Your task is to copy the listing exactly, with the pictures left out.

◆ ◆ ◆ ◆

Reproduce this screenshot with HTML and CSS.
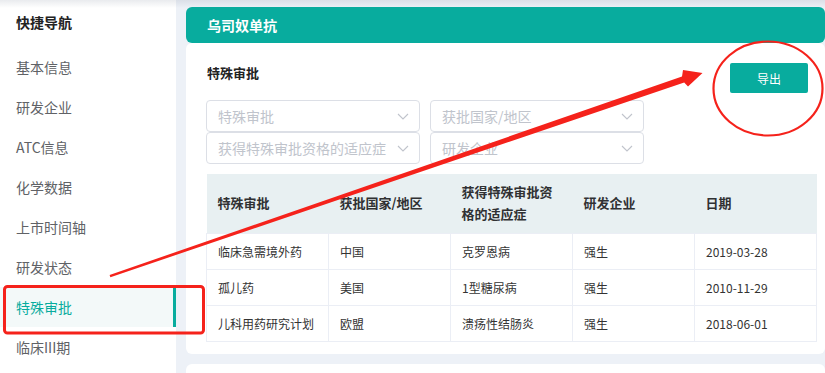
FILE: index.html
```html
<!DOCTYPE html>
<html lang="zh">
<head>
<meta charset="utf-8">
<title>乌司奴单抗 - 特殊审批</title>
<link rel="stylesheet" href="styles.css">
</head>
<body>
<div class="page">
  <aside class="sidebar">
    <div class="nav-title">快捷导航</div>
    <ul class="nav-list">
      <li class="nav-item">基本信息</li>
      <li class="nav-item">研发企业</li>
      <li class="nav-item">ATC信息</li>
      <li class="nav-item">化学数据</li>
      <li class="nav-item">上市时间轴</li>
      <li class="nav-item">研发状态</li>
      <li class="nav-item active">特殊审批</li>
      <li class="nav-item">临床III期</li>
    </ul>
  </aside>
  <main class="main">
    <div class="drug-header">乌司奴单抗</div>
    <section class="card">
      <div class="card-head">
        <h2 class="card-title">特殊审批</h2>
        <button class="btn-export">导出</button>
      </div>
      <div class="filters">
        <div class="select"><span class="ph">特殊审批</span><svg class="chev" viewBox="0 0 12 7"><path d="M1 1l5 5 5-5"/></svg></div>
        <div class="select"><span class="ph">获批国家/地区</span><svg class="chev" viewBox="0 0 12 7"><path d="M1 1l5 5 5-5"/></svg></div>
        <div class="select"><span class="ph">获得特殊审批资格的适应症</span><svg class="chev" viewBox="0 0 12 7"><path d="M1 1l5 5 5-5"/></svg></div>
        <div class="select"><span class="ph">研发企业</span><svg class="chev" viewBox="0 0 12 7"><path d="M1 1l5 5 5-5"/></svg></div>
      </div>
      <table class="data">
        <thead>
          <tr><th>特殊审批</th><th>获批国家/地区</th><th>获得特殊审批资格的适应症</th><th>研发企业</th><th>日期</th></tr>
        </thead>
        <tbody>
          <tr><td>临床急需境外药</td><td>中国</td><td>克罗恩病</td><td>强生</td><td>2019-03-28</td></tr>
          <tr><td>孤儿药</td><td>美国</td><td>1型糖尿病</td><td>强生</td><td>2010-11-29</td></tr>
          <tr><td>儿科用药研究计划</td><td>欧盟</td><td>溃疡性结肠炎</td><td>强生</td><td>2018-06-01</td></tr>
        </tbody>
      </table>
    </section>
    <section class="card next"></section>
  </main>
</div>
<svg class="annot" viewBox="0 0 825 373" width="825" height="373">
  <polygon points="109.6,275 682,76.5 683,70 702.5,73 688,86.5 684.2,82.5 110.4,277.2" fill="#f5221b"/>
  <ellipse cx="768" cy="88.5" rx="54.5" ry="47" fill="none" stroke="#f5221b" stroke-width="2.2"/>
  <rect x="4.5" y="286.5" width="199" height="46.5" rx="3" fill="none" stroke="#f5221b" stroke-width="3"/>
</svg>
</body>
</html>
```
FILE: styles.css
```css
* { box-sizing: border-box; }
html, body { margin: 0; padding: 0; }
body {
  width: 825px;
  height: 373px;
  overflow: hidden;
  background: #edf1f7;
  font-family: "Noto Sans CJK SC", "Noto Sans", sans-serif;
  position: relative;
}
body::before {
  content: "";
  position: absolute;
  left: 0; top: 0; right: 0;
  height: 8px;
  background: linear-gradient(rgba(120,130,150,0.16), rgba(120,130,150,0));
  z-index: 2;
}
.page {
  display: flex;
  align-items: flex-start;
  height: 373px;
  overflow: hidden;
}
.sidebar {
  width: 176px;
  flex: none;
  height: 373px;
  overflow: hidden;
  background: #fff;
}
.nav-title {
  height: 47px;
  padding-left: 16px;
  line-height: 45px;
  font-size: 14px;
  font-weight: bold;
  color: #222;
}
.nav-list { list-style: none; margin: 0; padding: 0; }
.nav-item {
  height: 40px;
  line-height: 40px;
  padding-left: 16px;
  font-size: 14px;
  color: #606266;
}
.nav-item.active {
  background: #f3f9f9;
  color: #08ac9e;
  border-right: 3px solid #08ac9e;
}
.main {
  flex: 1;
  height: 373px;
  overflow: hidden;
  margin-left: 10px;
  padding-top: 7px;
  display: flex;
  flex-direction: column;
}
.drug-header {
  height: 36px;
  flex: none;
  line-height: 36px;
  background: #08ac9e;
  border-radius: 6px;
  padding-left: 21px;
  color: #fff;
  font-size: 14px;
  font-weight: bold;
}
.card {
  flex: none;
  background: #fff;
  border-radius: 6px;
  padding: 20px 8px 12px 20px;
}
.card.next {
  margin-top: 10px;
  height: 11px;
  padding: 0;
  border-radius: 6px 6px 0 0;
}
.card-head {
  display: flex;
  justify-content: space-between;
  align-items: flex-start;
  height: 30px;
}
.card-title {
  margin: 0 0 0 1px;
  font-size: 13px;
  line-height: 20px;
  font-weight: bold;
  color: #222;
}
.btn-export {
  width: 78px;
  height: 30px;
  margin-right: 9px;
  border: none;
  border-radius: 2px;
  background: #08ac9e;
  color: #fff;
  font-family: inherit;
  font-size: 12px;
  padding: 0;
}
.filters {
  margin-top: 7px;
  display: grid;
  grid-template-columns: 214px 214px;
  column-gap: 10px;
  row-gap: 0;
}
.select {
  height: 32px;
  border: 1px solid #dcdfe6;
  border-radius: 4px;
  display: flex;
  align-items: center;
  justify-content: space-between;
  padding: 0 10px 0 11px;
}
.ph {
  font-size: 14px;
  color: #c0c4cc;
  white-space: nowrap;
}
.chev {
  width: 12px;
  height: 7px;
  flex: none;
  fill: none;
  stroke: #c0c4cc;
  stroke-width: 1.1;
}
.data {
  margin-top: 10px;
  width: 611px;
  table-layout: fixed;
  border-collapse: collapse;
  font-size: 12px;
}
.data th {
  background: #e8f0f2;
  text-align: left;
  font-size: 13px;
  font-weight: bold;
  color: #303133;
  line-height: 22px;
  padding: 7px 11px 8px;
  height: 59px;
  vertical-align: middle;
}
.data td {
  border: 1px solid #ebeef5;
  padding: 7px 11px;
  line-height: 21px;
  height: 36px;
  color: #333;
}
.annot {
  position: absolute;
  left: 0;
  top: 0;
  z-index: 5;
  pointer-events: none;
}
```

◆ ◆ ◆ ◆

> _FULL OUTPUT_:
Reproduce this screenshot with HTML and CSS.
FILE: index.html
```html
<!DOCTYPE html>
<html lang="zh">
<head>
<meta charset="utf-8">
<title>乌司奴单抗 - 特殊审批</title>
<link rel="stylesheet" href="styles.css">
</head>
<body>
<div class="page">
  <aside class="sidebar">
    <div class="nav-title">快捷导航</div>
    <ul class="nav-list">
      <li class="nav-item">基本信息</li>
      <li class="nav-item">研发企业</li>
      <li class="nav-item">ATC信息</li>
      <li class="nav-item">化学数据</li>
      <li class="nav-item">上市时间轴</li>
      <li class="nav-item">研发状态</li>
      <li class="nav-item active">特殊审批</li>
      <li class="nav-item">临床III期</li>
    </ul>
  </aside>
  <main class="main">
    <div class="drug-header">乌司奴单抗</div>
    <section class="card">
      <div class="card-head">
        <h2 class="card-title">特殊审批</h2>
        <button class="btn-export">导出</button>
      </div>
      <div class="filters">
        <div class="select"><span class="ph">特殊审批</span><svg class="chev" viewBox="0 0 12 7"><path d="M1 1l5 5 5-5"/></svg></div>
        <div class="select"><span class="ph">获批国家/地区</span><svg class="chev" viewBox="0 0 12 7"><path d="M1 1l5 5 5-5"/></svg></div>
        <div class="select"><span class="ph">获得特殊审批资格的适应症</span><svg class="chev" viewBox="0 0 12 7"><path d="M1 1l5 5 5-5"/></svg></div>
        <div class="select"><span class="ph">研发企业</span><svg class="chev" viewBox="0 0 12 7"><path d="M1 1l5 5 5-5"/></svg></div>
      </div>
      <table class="data">
        <thead>
          <tr><th>特殊审批</th><th>获批国家/地区</th><th>获得特殊审批资格的适应症</th><th>研发企业</th><th>日期</th></tr>
        </thead>
        <tbody>
          <tr><td>临床急需境外药</td><td>中国</td><td>克罗恩病</td><td>强生</td><td>2019-03-28</td></tr>
          <tr><td>孤儿药</td><td>美国</td><td>1型糖尿病</td><td>强生</td><td>2010-11-29</td></tr>
          <tr><td>儿科用药研究计划</td><td>欧盟</td><td>溃疡性结肠炎</td><td>强生</td><td>2018-06-01</td></tr>
        </tbody>
      </table>
    </section>
    <section class="card next"></section>
  </main>
</div>
<svg class="annot" viewBox="0 0 825 373" width="825" height="373">
  <polygon points="109.6,275 682,76.5 683,70 702.5,73 688,86.5 684.2,82.5 110.4,277.2" fill="#f5221b"/>
  <ellipse cx="768" cy="88.5" rx="54.5" ry="47" fill="none" stroke="#f5221b" stroke-width="2.2"/>
  <rect x="4.5" y="286.5" width="199" height="46.5" rx="3" fill="none" stroke="#f5221b" stroke-width="3"/>
</svg>
</body>
</html>
```
FILE: styles.css
```css
* { box-sizing: border-box; }
html, body { margin: 0; padding: 0; }
body {
  width: 825px;
  height: 373px;
  overflow: hidden;
  background: #edf1f7;
  font-family: "Noto Sans CJK SC", "Noto Sans", sans-serif;
  position: relative;
}
body::before {
  content: "";
  position: absolute;
  left: 0; top: 0; right: 0;
  height: 8px;
  background: linear-gradient(rgba(120,130,150,0.16), rgba(120,130,150,0));
  z-index: 2;
}
.page {
  display: flex;
  align-items: flex-start;
  height: 373px;
  overflow: hidden;
}
.sidebar {
  width: 176px;
  flex: none;
  height: 373px;
  overflow: hidden;
  background: #fff;
}
.nav-title {
  height: 47px;
  padding-left: 16px;
  line-height: 45px;
  font-size: 14px;
  font-weight: bold;
  color: #222;
}
.nav-list { list-style: none; margin: 0; padding: 0; }
.nav-item {
  height: 40px;
  line-height: 40px;
  padding-left: 16px;
  font-size: 14px;
  color: #606266;
}
.nav-item.active {
  background: #f3f9f9;
  color: #08ac9e;
  border-right: 3px solid #08ac9e;
}
.main {
  flex: 1;
  height: 373px;
  overflow: hidden;
  margin-left: 10px;
  padding-top: 7px;
  display: flex;
  flex-direction: column;
}
.drug-header {
  height: 36px;
  flex: none;
  line-height: 36px;
  background: #08ac9e;
  border-radius: 6px;
  padding-left: 21px;
  color: #fff;
  font-size: 14px;
  font-weight: bold;
}
.card {
  flex: none;
  background: #fff;
  border-radius: 6px;
  padding: 20px 8px 12px 20px;
}
.card.next {
  margin-top: 10px;
  height: 11px;
  padding: 0;
  border-radius: 6px 6px 0 0;
}
.card-head {
  display: flex;
  justify-content: space-between;
  align-items: flex-start;
  height: 30px;
}
.card-title {
  margin: 0 0 0 1px;
  font-size: 13px;
  line-height: 20px;
  font-weight: bold;
  color: #222;
}
.btn-export {
  width: 78px;
  height: 30px;
  margin-right: 9px;
  border: none;
  border-radius: 2px;
  background: #08ac9e;
  color: #fff;
  font-family: inherit;
  font-size: 12px;
  padding: 0;
}
.filters {
  margin-top: 7px;
  display: grid;
  grid-template-columns: 214px 214px;
  column-gap: 10px;
  row-gap: 0;
}
.select {
  height: 32px;
  border: 1px solid #dcdfe6;
  border-radius: 4px;
  display: flex;
  align-items: center;
  justify-content: space-between;
  padding: 0 10px 0 11px;
}
.ph {
  font-size: 14px;
  color: #c0c4cc;
  white-space: nowrap;
}
.chev {
  width: 12px;
  height: 7px;
  flex: none;
  fill: none;
  stroke: #c0c4cc;
  stroke-width: 1.1;
}
.data {
  margin-top: 10px;
  width: 611px;
  table-layout: fixed;
  border-collapse: collapse;
  font-size: 12px;
}
.data th {
  background: #e8f0f2;
  text-align: left;
  font-size: 13px;
  font-weight: bold;
  color: #303133;
  line-height: 22px;
  padding: 7px 11px 8px;
  height: 59px;
  vertical-align: middle;
}
.data td {
  border: 1px solid #ebeef5;
  padding: 7px 11px;
  line-height: 21px;
  height: 36px;
  color: #333;
}
.annot {
  position: absolute;
  left: 0;
  top: 0;
  z-index: 5;
  pointer-events: none;
}
```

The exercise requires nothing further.